As a sophomore, Donehew continued her collegiate success and set a school record of seven three-pointers in one game in an 87-64 win over Charleston Southern. She finished the 1997–1998 season with a career-high 25 points as the Yellow Jackets fell in the second round of the ACC Tournament. The following year, Donehew played in every game for the team and started 12 of them, resulting in her leading the conference in three-point field goals per game. Although not originally the team's starter, she was selected to start their last games of the season after teammate Butlet was moved to point guard. In this role, she finished with a career-high 27 points in a game against North Carolina and averaged 20.5 points per basket.

In her senior year at Georgia Tech, Donehew broke several team records as the Yellow Jackets qualified for the ACC Championship Tournaments. On January 6, she broke Karen Lounsbury's old record of 206 as well as set new career, season, and game 3-pointer records. At the conclusion of the season, she was the team's career leader in three-point field goals and third in conference history. This earned her an honorable mention All-ACC in back-to-back seasons and the 2000 Robert Cup as Georgia Tech's top senior scholar-athlete.
==Career statistics==

=== College ===

| Year | Team | GP | GS | MPG | FG% | 3P% | FT% | RPG | APG | SPG | BPG | TO | PPG |
| 1996–97 | Georgia Tech | 26 | - | - | 42.9 | 43.2 | 68.4 | 1.2 | 0.9 | 0.3 | 0.0 | - | 6.7 |
| 1997–98 | Georgia Tech | 28 | - | - | 29.5 | 29.3 | 72.7 | 1.4 | 0.9 | 0.3 | 0.0 | - | 5.1 |
| 1998–99 | Georgia Tech | 27 | - | - | 42.5 | 41.0 | 88.5 | 1.7 | 1.3 | 0.6 | 0.0 | - | 11.6 |
| 1999–00 | Georgia Tech | 31 | - | - | 34.3 | 33.6 | 73.7 | 1.2 | 0.9 | 0.5 | 0.0 | - | 9.7 |
| Career |  | 112 | - | - | 37.2 | 36.9 | 76.3 | 1.3 | 1.0 | 0.4 | 0.0 | - | 8.3 |
Statistics retrieved from Sports-Reference.

==Career==
===Coaching===
After graduating, Donehew was offered a graduate assistant position by Pat Summitt for one year with the University of Tennessee Lady Volunteer before being promoted to assistant director. She also served in this role for one year before being promoted again to director of basketball operations for five years.

===Executive===
After spending seven years with the University of Tennessee Lady Volunteer, Donehew was named Executive Vice President of the Women's National Basketball Association (WNBA) team, the Atlanta Dream, by team president Bill Bolen in April 2008. When Atlanta Dream owner Ron Terwilliger sold the franchise, Donehew moved to the Big East Conference to become associate commissioner for women’s basketball. In recognition of her collegiate accomplishments, Donehew was named to the Atlantic Coast Conference's Women's Basketball Legends in 2013.

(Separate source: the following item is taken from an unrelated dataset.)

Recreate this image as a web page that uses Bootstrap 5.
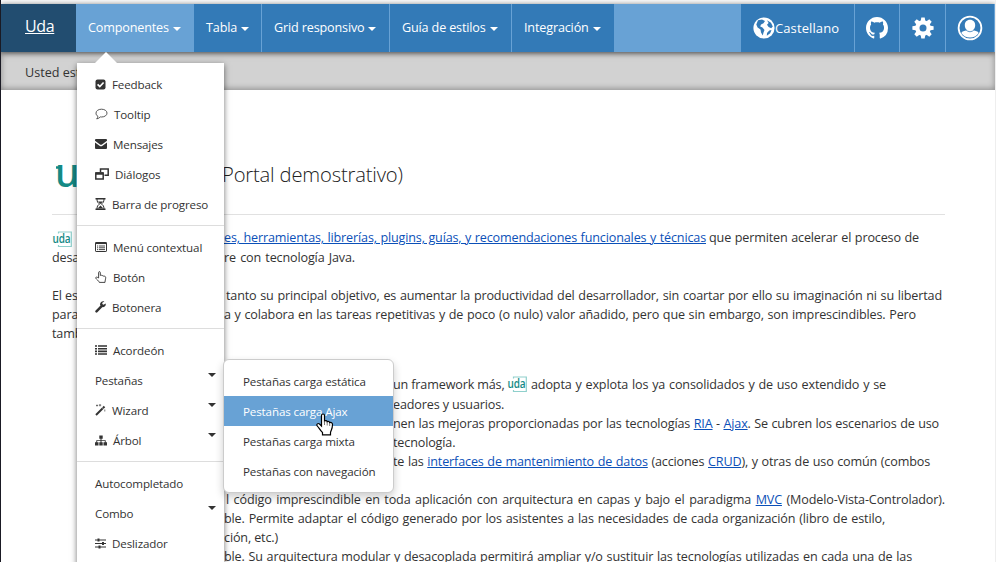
<!DOCTYPE html>
<html lang="es">
<head>
<meta charset="utf-8">
<title>Uda</title>
<link href="https://cdn.jsdelivr.net/npm/bootstrap@5.3.0/dist/css/bootstrap.min.css" rel="stylesheet">
<style>
html,body{height:562px;overflow:hidden}
body{font-family:"Open Sans","Noto Sans",sans-serif;font-size:12.6px;line-height:19px;color:#333;background:#fff}
.page{width:996px;height:562px;border-left:1px solid #1a1a24;border-right:1px solid #eee;box-sizing:border-box;overflow:hidden}
.topbar{height:48px;margin-top:4px;background:#68a2d5;box-shadow:0 1px 6px rgba(0,0,0,.6);z-index:2}
.strip{height:4px;background:#fcfcfc;margin-bottom:-4px}
.brand{width:75px;background:#224d70;color:#fff;font-size:16px;padding:0 0 4px 24px;letter-spacing:-.35px}
.brand:hover{color:#fff}
.mi{height:48px;background:#337ab7;color:#fff;padding:0 0 2px 12px;letter-spacing:-.15px;border-right:1px solid #68a2d5;white-space:nowrap}
.mi.on{background:#68a2d5;padding-left:12px}
.m1{width:118px}.m2{width:68px}.m3{width:128px}.m4{width:122px}.m5{width:103px}
.r1{width:114px}.r2{width:45px}.r3{width:46px}.r4{width:49px}
.cast{font-size:13px;letter-spacing:.1px}
.tri{display:inline-block;width:0;height:0;border:4px solid transparent;border-top-color:currentColor;border-bottom:0;margin-left:4px;margin-top:3px}
.crumb{height:38px;background:#d2d2d2;padding-left:24px;box-shadow:inset 0 -1px 6px rgba(0,0,0,.35);line-height:41px}
.head{height:125px;margin:0 50px 0 51px;border-bottom:1px solid #e1e1e1}
.head .logo{width:170px;height:40px;margin-top:64px}
.ttl{font-size:20.2px;font-weight:300;letter-spacing:-.17px;color:#222;padding-top:70px;line-height:28px}
.ln{height:19px;white-space:nowrap;padding-left:51px;letter-spacing:-.15px}
.ln.tall{height:20px}
.ln .a{width:172px;flex:none}
.ln .s{width:341px;flex:none}
.j{text-align-last:justify;flex:none}
.ln a{color:#0b50b8}
.t{margin-top:13px}
.g{height:19px}
.g.hh{height:13px}
.lg{margin:1px 4px 0 5px}
.sp{margin-left:3px}
.in2{margin-left:2px}
.menu{position:absolute;left:77px;top:63px;width:147px;height:510px;background:#fff;box-shadow:0 2px 6px rgba(0,0,0,.55);padding-top:6px;font-size:11.6px;z-index:3}
.menu:before{content:"";position:absolute;left:18px;top:-11px;border:11px solid transparent;border-top:0;border-bottom-color:#fff}
.it{height:30px;padding-left:18px;white-space:nowrap;letter-spacing:-.13px}
.it svg{flex:none;margin-right:6px}
.it .tri{margin:-10px 8px 0 auto}
.dv{height:1px;background:#ddd;margin:6px 0 6px}
.sub{position:absolute;left:223px;top:359px;width:171px;height:134px;background:#fff;border:1px solid #ccc;border-radius:6px;box-shadow:0 4px 9px rgba(0,0,0,.2);padding-top:6px;z-index:4;font-size:11.6px}
.sub .it{padding-left:19px}
.sub .it.on{background:#68a2d5;color:#fff}
.cur{position:absolute;left:316px;top:413px;z-index:5}
.w1{width:482px}.w2{width:210px}.w3{width:131px}.w4{width:716px}.w5{width:692px}.w6{width:109px}.w7{width:355px}.w8{width:105px}.w9{width:546px}.w10{width:537px}.w12{width:719px}.w13{width:661px}.w14{width:54px}.w15{width:688px}
</style>
<script src="https://cdn.jsdelivr.net/npm/bootstrap@5.3.0/dist/js/bootstrap.bundle.min.js"></script>
</head>
<body>
<svg width="0" height="0" class="d-none"><symbol id="uda" viewBox="0 0 20 16"><path d="M6.500 2.500V1H19.300V15.500H6.500V14" fill="none" stroke="#8fd0cc" stroke-width="1.200"/><text x="0.500" y="12.300" font-family="Open Sans" font-size="12.800" font-weight="600" fill="#148a85" textLength="18" lengthAdjust="spacingAndGlyphs">uda</text></symbol></svg>
<div class="page">
<div class="strip"></div>
<nav class="topbar d-flex position-relative">
<a class="brand d-flex align-items-center" href="#">Uda</a>
<div class="mi on m1 d-flex align-items-center">Componentes<i class="tri"></i></div>
<div class="mi m2 d-flex align-items-center">Tabla<i class="tri"></i></div>
<div class="mi m3 d-flex align-items-center">Grid responsivo<i class="tri"></i></div>
<div class="mi m4 d-flex align-items-center">Guía de estilos<i class="tri"></i></div>
<div class="mi m5 d-flex align-items-center">Integración<i class="tri"></i></div>
<div class="mi r1 ms-auto d-flex align-items-center pb-0"><svg width="22" height="22" viewBox="0 0 22 22"><circle cx="11" cy="11" r="10.6" fill="#fff"/><path d="M5 3.2 9 2.4 12 4 10.5 6.2 8 7.5 7.2 9.5 9.5 10.5 11.5 13 10.5 15.5 9.8 18.5 8 15.5 7.5 12.6 4.6 10.5 3.3 7.4zM14 3.2 18 5.8 19.8 9.5 18.2 11.2 15.6 9.9 14 7.8 15.6 6zM16.3 13.4 18.5 13 17.2 16.2 13.8 18.8 14 16z" fill="#337ab7"/></svg><span class="cast">Castellano</span></div>
<div class="mi r2 p-0 d-flex align-items-center justify-content-center"><svg width="22" height="22" viewBox="0 0 16 16" fill="#fff"><path d="M8 0C3.58 0 0 3.58 0 8c0 3.54 2.29 6.53 5.47 7.59.4.07.55-.17.55-.38 0-.19-.01-.82-.01-1.49-2.01.37-2.53-.49-2.69-.94-.09-.23-.48-.94-.82-1.13-.28-.15-.68-.52-.01-.53.63-.01 1.08.58 1.23.82.72 1.21 1.87.87 2.33.66.07-.52.28-.87.51-1.07-1.78-.2-3.64-.89-3.64-3.95 0-.87.31-1.59.82-2.15-.08-.2-.36-1.02.08-2.12 0 0 .67-.21 2.2.82.64-.18 1.32-.27 2-.27.68 0 1.36.09 2 .27 1.53-1.04 2.2-.82 2.2-.82.44 1.1.16 1.92.08 2.12.51.56.82 1.27.82 2.15 0 3.07-1.87 3.75-3.65 3.95.29.25.54.73.54 1.48 0 1.07-.01 1.93-.01 2.2 0 .21.15.46.55.38A8.013 8.013 0 0 0 16 8c0-4.42-3.58-8-8-8z"/></svg></div>
<div class="mi r3 p-0 d-flex align-items-center justify-content-center"><svg width="22" height="22" viewBox="-11 -11 22 22"><g fill="#fff"><circle r="7.8"/><path id="tooth" d="M-2.5-6-1.7-10.6H1.7L2.5-6V6L1.7 10.6H-1.7L-2.5 6z"/><use href="#tooth" transform="rotate(45)"/><use href="#tooth" transform="rotate(90)"/><use href="#tooth" transform="rotate(135)"/></g><circle r="3.5" fill="#337ab7"/></svg></div>
<div class="mi r4 p-0 d-flex align-items-center justify-content-center"><svg width="26" height="26" viewBox="0 0 26 26"><circle cx="13" cy="13" r="11.4" fill="none" stroke="#fff" stroke-width="1.8"/><path d="M13 4.8c3.2 0 5.2 2.3 5.2 5.5 0 2-.8 3.9-2 5 2.700.5 4.500 1 5.500 2.600C19.600 21 16.700 22.500 13 22.500s-6.600-1.500-8.700-4.600c1-1.600 2.800-2.100 5.500-2.600-1.200-1.100-2-3-2-5 0-3.200 2-5.500 5.200-5.500z" fill="#fff"/><path d="M8.300 14.200q4.700 5.200 9.400 0" fill="none" stroke="#337ab7" stroke-width=".8"/></svg></div>
</nav>
<div class="crumb">Usted está en:</div>
<main>
<div class="head d-flex">
<svg class="logo flex-shrink-0" viewBox="0 0 170 40"><text x="3" y="33" font-family="Noto Sans" font-size="39" font-weight="500" fill="#148a85">u</text><path d="M4 13.500H9" stroke="#148a85" stroke-width="2.500"/></svg>
<h1 class="ttl m-0">Portal demostrativo)</h1>
</div>
<div class="ln tall t d-flex"><span class="a"><svg width="20" height="16"><use href="#uda"/></svg></span><a class="j w1" href="#">es, herramientas, librerías, plugins, guías, y recomendaciones funcionales y técnicas</a><span class="j w2 sp">que permiten acelerar el proceso de</span></div>
<div class="ln d-flex"><span class="a">desa</span><span class="j w3">re con tecnología Java.</span></div>
<div class="g"></div>
<div class="ln d-flex"><span class="a">El es</span><span class="j w4 in2">tanto su principal objetivo, es aumentar la productividad del desarrollador, sin coartar por ello su imaginación ni su libertad</span></div>
<div class="ln d-flex"><span class="a">para</span><span class="j w5">a y colabora en las tareas repetitivas y de poco (o nulo) valor añadido, pero que sin embargo, son imprescindibles. Pero</span></div>
<div class="ln d-flex"><span class="a">tamb</span></div>
<div class="g"></div><div class="g hh"></div>
<div class="ln tall d-flex"><span class="s"></span><span class="j w6">un framework más,</span><svg class="lg" width="20" height="16"><use href="#uda"/></svg><span class="j w7">adopta y explota los ya consolidados y de uso extendido y se</span></div>
<div class="ln d-flex"><span class="s"></span><span class="j w8">eadores y usuarios.</span></div>
<div class="ln d-flex"><span class="s"></span><span class="j w9">nen las mejoras proporcionadas por las tecnologías <a href="#">RIA</a> - <a href="#">Ajax</a>. Se cubren los escenarios de uso</span></div>
<div class="ln d-flex"><span class="s"></span><span>tecnología.</span></div>
<div class="ln d-flex"><span class="s"></span><span class="j w10">te las <a href="#">interfaces de mantenimiento de datos</a> (acciones <a href="#">CRUD</a>), y otras de uso común (combos</span></div>
<div class="g"></div>
<div class="ln d-flex"><span class="a"></span><span class="j w12 in2">l código imprescindible en toda aplicación con arquitectura en capas y bajo el paradigma <a href="#">MVC</a> (Modelo-Vista-Controlador).</span></div>
<div class="ln d-flex"><span class="a"></span><span class="j w13">ble. Permite adaptar el código generado por los asistentes a las necesidades de cada organización (libro de estilo,</span></div>
<div class="ln d-flex"><span class="a"></span><span class="j w14">ción, etc.)</span></div>
<div class="ln d-flex"><span class="a"></span><span class="j w15">ble. Su arquitectura modular y desacoplada permitirá ampliar y/o sustituir las tecnologías utilizadas en cada una de las</span></div>
</main>
</div>

<div class="menu">
<div class="it d-flex align-items-center"><svg width="11" height="11" viewBox="0 0 11 11"><rect x=".5" y=".5" width="10" height="10" rx="2" fill="#333"/><path d="M2.600 5.300 4.800 7.500 8.600 3.500" fill="none" stroke="#fff" stroke-width="1.700"/></svg>Feedback</div>
<div class="it d-flex align-items-center"><svg width="13" height="12" viewBox="0 0 13 12"><path d="M6.500 1.200c3.200 0 5.500 1.700 5.500 3.900S9.700 9 6.500 9l-1.100-.1C4.400 10 3 10.700 1.700 10.900c.8-.8 1.200-1.500 1.200-2.600C1.600 7.600 1 6.400 1 5.100c0-2.200 2.300-3.900 5.500-3.900z" fill="none" stroke="#444" stroke-width=".9"/></svg>Tooltip</div>
<div class="it d-flex align-items-center"><svg width="12" height="10" viewBox="0 0 12 10" fill="#333"><path d="M1 0h10q1 0 1 1v.8L7 5.500Q6 6.200 5 5.500L0 1.800V1q0-1 1-1zM0 3.400 4.500 6.700Q6 7.700 7.500 6.700L12 3.400V9q0 1-1 1H1Q0 10 0 9z"/></svg>Mensajes</div>
<div class="it d-flex align-items-center"><svg width="14" height="12" viewBox="0 0 14 12" fill="none" stroke="#333" stroke-width="1.500"><path d="M5.500 4V1h7.700v6.200H9.500M.8 5h7.400v6H.8z"/><path d="M.8 5.500h7.400" stroke-width="2.500"/></svg>Diálogos</div>
<div class="it d-flex align-items-center"><svg width="11" height="12" viewBox="0 0 11 12"><path d="M.5.800h10M.5 11.200h10" stroke="#333" stroke-width="1.500"/><path d="M2 1c0 3 1 4 2.600 5C3 7 2 8 2 11M9 1c0 3-1 4-2.600 5C8 7 9 8 9 11" fill="none" stroke="#333"/><path d="M3 3.600h5L5.500 6zM2.600 10.500 5.500 7.500 8.400 10.500z" fill="#333"/></svg>Barra de progreso</div>
<div class="dv"></div>
<div class="it d-flex align-items-center"><svg width="12" height="10" viewBox="0 0 12 10"><rect x=".5" y=".5" width="11" height="9" rx=".6" fill="none" stroke="#333"/><path d="M.5 1.200h11" stroke="#333" stroke-width="1.700"/><path d="M2 4h1.200M4 4h6M2 5.800h1.200M4 5.800h6M2 7.600h1.200M4 7.600h6" stroke="#444"/></svg>Menú contextual</div>
<div class="it d-flex align-items-center"><svg width="12" height="12" viewBox="0 0 12 12"><path d="M3.600 7V1.600c0-1.300 1.700-1.300 1.700 0V4.500c.6-.6 1.500-.4 1.700.3.600-.4 1.500-.2 1.700.5.9-.4 2 .1 2 1.200 0 2-.7 2.700-.7 4.900H4.300C4 9.800 1.200 8.300.8 7.200c-.3-1 .8-1.500 1.500-.9z" fill="none" stroke="#333" stroke-width=".9"/></svg>Botón</div>
<div class="it d-flex align-items-center"><svg width="11" height="12" viewBox="0 0 11 12"><path d="M1.500 10.300 6.600 5.200" stroke="#333" stroke-width="2.500" stroke-linecap="round"/><path d="M10.700 2.500 8.500 3.700 7.300 3V1.700L9.400.4C6.700-.4 4.700 1.600 5.100 4L7 6.100c2.500.4 4.200-1.200 3.700-3.600z" fill="#333"/></svg>Botonera</div>
<div class="dv"></div>
<div class="it d-flex align-items-center"><svg width="12" height="10" viewBox="0 0 12 10"><path d="M0 1h2M3 1h9M0 3.700h2M3 3.700h9M0 6.400h2M3 6.400h9M0 9h2M3 9h9" stroke="#333" stroke-width="1.600"/></svg>Acordeón</div>
<div class="it d-flex align-items-center">Pestañas<i class="tri"></i></div>
<div class="it d-flex align-items-center"><svg width="11" height="12" viewBox="0 0 11 12"><path d="M1 11 9.500 2.500" stroke="#333" stroke-width="2"/><path d="M7 3.500 8.600 5" stroke="#fff" stroke-width=".6"/><path d="M2 .5v2M1 1.500h2M5 0v2.400M3.800 1.200h2.400M9.800 5.500v2" stroke="#555" stroke-width=".8"/></svg>Wizard<i class="tri"></i></div>
<div class="it d-flex align-items-center"><svg width="12" height="11" viewBox="0 0 12 11" fill="#333"><path d="M4.300.5h3.400v3.300H6.500v1.400h4.200v2h1.300v3.300H8.500V7.200h1.300V6H6.500v1.200h1.200v3.300H4.300V7.200h1.200V6H2.200v1.200h1.300v3.300H0V7.200h1.300v-2h4.200V3.800H4.300z"/></svg>Árbol<i class="tri"></i></div>
<div class="dv"></div>
<div class="it d-flex align-items-center">Autocompletado</div>
<div class="it d-flex align-items-center">Combo<i class="tri"></i></div>
<div class="it d-flex align-items-center"><svg width="11" height="11" viewBox="0 0 11 11" stroke="#333"><path d="M0 2h11M0 5.500h11M0 9h11"/><path d="M3.500.4v3.200M8 3.900v3.200M4.500 7.400v3.200" stroke-width="2"/></svg>Deslizador</div>
</div>
<div class="sub">
<div class="it d-flex align-items-center">Pestañas carga estática</div>
<div class="it on d-flex align-items-center">Pestañas carga Ajax</div>
<div class="it d-flex align-items-center">Pestañas carga mixta</div>
<div class="it d-flex align-items-center">Pestañas con navegación</div>
</div>
<svg class="cur" width="18" height="23" viewBox="0 0 18 23"><path d="M5.500 13V2.500c0-2 3-2 3 0V8c.8-.8 2.500-.5 2.700.7.900-.6 2.200-.2 2.400.9 1.500-.6 2.900.2 2.900 1.800 0 4.600-1.500 5.600-2 8.100v2.300H6.500v-2.300C4.300 17.600 3 14.800 1.200 12.900.100 11.200 2 9.800 3.500 11z" fill="#fff" stroke="#000" stroke-width="1.200"/><path d="M8.500 8v4M11.200 9v3.500M13.700 10v3" stroke="#555" fill="none" stroke-width=".8"/></svg>
</body>
</html>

In 2014, Donehew was named Executive Director of the Women's Basketball Coaches Association (WBCA), becoming the third person to lead the association since it was founded. While serving in this role, she oversaw all operational affairs for the WBCA including marketing endeavours, budget, and all WBCA programs, services, and staff. She also led their external affairs in other organizations including the NCAA, USA Basketball, the WNBA, the Women’s Basketball Hall of Fame, the Naismith Memorial Basketball Hall of Fame, and the Women’s Sports Foundation.

Donehew served as president of the Women's Basketball Hall of Fame Board of Directors for a three-year term before being replaced by Carol Stiff in 2020. In recognition of her accomplishments, Donehew received the 2018 United States Basketball Writers Association Mary Jo Haverbeck Award, "presented annually to recognize those who have rendered a special service to the USBWA." Prior to stepping down as president, Donehew was inducted into the Hall of Fame.